In diesem Sinne also – weiter so! Mein Stimme haben Sie :o)
Hallo Franziska,
vielen Dank für den Kommentar und vielen Dank für Ihre Stimme. 🙂 Sie haben gerade einen Bereich in meinen wirren Hirnwindungen getriggert: Wenn die Schülerinnen und Schüler am Anfang der Unterrichtseinheit gezeigt bekommen, was sie erwartet und sie dann am Ende die Ziele reflektieren, dann können sie quasi live und in Farbe erkennen, WAS sie gelernt haben.
Wenn Papa oder Mama zuhause fragt: „Was hast Du heute in der Schule gelernt?“, kann der Lernende vielleicht sogar eine gute Antwort geben, weil ihm im Unterricht deutlich gemacht wurde, was er gelernt hat.
Super! Sie haben auch meine Stimme 😉
>Ohne Ziel treffe ich immer
Sehe ich auch so; meinen Studenten an der Uni zeige ich dazu immer einen Cartoon vom texanischen Scharfschützen, der erst schießt und dann die Zielscheibenkreise um das Einschussloch herum malt.
Ich müsste noch einmal herauskramen, wo ich aber das gelesen habe, dass in kompetenzorientiertem Unterricht das Konzept „Lernziel“ überholt ist. (Aber da liest man ja ohnehin immer viel Käse.) Sind Ziele immer Lernziele?

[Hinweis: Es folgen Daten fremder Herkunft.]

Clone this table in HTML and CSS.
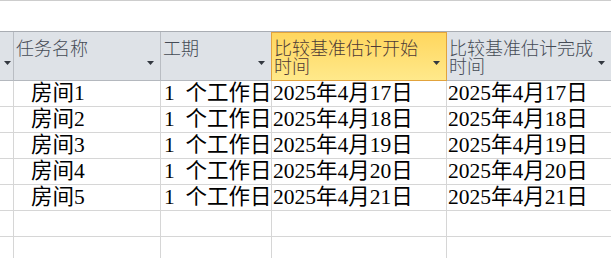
FILE: index.html
```html
<!DOCTYPE html>
<html lang="zh-CN">
<head>
<meta charset="utf-8">
<title>甘特图 - 任务表</title>
<link rel="stylesheet" href="styles.css">
</head>
<body>
<div class="window">
  <div class="toolbar"></div>
  <div class="sheet">
    <div class="hcell"><span class="label"></span><svg class="arrow" width="7" height="4" viewBox="0 0 7 4"><polygon points="0,0 7,0 3.5,4"/></svg></div>
    <div class="hcell"><span class="label">任务名称</span><svg class="arrow" width="7" height="4" viewBox="0 0 7 4"><polygon points="0,0 7,0 3.5,4"/></svg></div>
    <div class="hcell"><span class="label">工期</span><svg class="arrow" width="7" height="4" viewBox="0 0 7 4"><polygon points="0,0 7,0 3.5,4"/></svg></div>
    <div class="hcell active"><span class="label">比较基准估计开始时间</span><svg class="arrow" width="7" height="4" viewBox="0 0 7 4"><polygon points="0,0 7,0 3.5,4"/></svg></div>
    <div class="hcell last"><span class="label">比较基准估计完成时间</span><svg class="arrow" width="7" height="4" viewBox="0 0 7 4"><polygon points="0,0 7,0 3.5,4"/></svg></div>

    <div class="cell"></div><div class="cell name">房间1</div><div class="cell dur">1 个工作日</div><div class="cell date">2025年4月17日</div><div class="cell date">2025年4月17日</div>
    <div class="cell"></div><div class="cell name">房间2</div><div class="cell dur">1 个工作日</div><div class="cell date">2025年4月18日</div><div class="cell date">2025年4月18日</div>
    <div class="cell"></div><div class="cell name">房间3</div><div class="cell dur">1 个工作日</div><div class="cell date">2025年4月19日</div><div class="cell date">2025年4月19日</div>
    <div class="cell"></div><div class="cell name">房间4</div><div class="cell dur">1 个工作日</div><div class="cell date">2025年4月20日</div><div class="cell date">2025年4月20日</div>
    <div class="cell"></div><div class="cell name">房间5</div><div class="cell dur">1 个工作日</div><div class="cell date">2025年4月21日</div><div class="cell date">2025年4月21日</div>
    <div class="cell"></div><div class="cell"></div><div class="cell"></div><div class="cell"></div><div class="cell"></div>
    <div class="cell"></div><div class="cell"></div><div class="cell"></div><div class="cell"></div><div class="cell"></div>
  </div>
</div>
</body>
</html>
```

FILE: styles.css
```css
html, body {
  margin: 0;
  padding: 0;
  background: #ffffff;
}

.window {
  width: 611px;
  height: 258px;
  overflow: hidden;
  border-top: 1px solid #cdcdcd;
  box-sizing: border-box;
}

.toolbar {
  height: 30px;
  background: #ffffff;
}

.sheet {
  display: grid;
  grid-template-columns: 14px 147px 111px 175px 165px;
  grid-template-rows: 49px repeat(7, 26px);
  border-top: 1px solid #a9adb3;
  width: 612px;
}

/* header row */
.hcell {
  display: flex;
  align-items: flex-start;
  box-sizing: border-box;
  background: #dee2e7;
  border-right: 1px solid #b9bdc3;
  border-bottom: 1px solid #b4b8be;
  padding: 7px 6px 0 2px;
  font-family: "Noto Sans CJK SC", "Liberation Sans", sans-serif;
  font-size: 18px;
  font-weight: 300;
  line-height: 17.5px;
  color: #454b55;
  overflow: hidden;
}

.hcell .label {
  flex: 1;
  min-width: 0;
}

.hcell .arrow {
  flex: none;
  align-self: center;
  margin-top: 6px;
  margin-left: 2px;
  fill: #333840;
}

.hcell.active {
  background: linear-gradient(#ffd65d, #ffe98b);
  border-right-color: #e2a33c;
  border-bottom-color: #e2a33c;
  box-shadow: -1px 0 0 #e2a33c, inset 0 1px 0 #e2a33c;
  color: #4e3a36;
}

/* data rows */
.cell {
  box-sizing: border-box;
  border-right: 1px solid #d6d6d6;
  border-bottom: 1px solid #d6d6d6;
  font-family: "Liberation Serif", "Noto Sans CJK SC", serif;
  font-size: 21.5px;
  line-height: 25px;
  color: #000000;
  white-space: nowrap;
  overflow: hidden;
  word-spacing: 0.25em;
}

.cell.name {
  padding-left: 17px;
}

.cell.dur {
  padding-left: 3px;
}

.cell.date {
  padding-left: 1px;
}
```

Ich nutze ein ähnliches Bild, aber nicht als Cartoon, sondern mit mir als Akteur. (Auf Grund der fehlenden Visualisierung.) Ich laufe dann immer quer durch den Raum – mit imaginärem Pfeil und Bogen. Dennoch sind viele Unterrichte, gerade wenn jemand zu Besuch kommt, häufig andersherum geplant. Das merkt man häufig auch an der Stunde. Nein Ziele sind nicht immer Lernziele – Aus meiner beschränkten Sicht.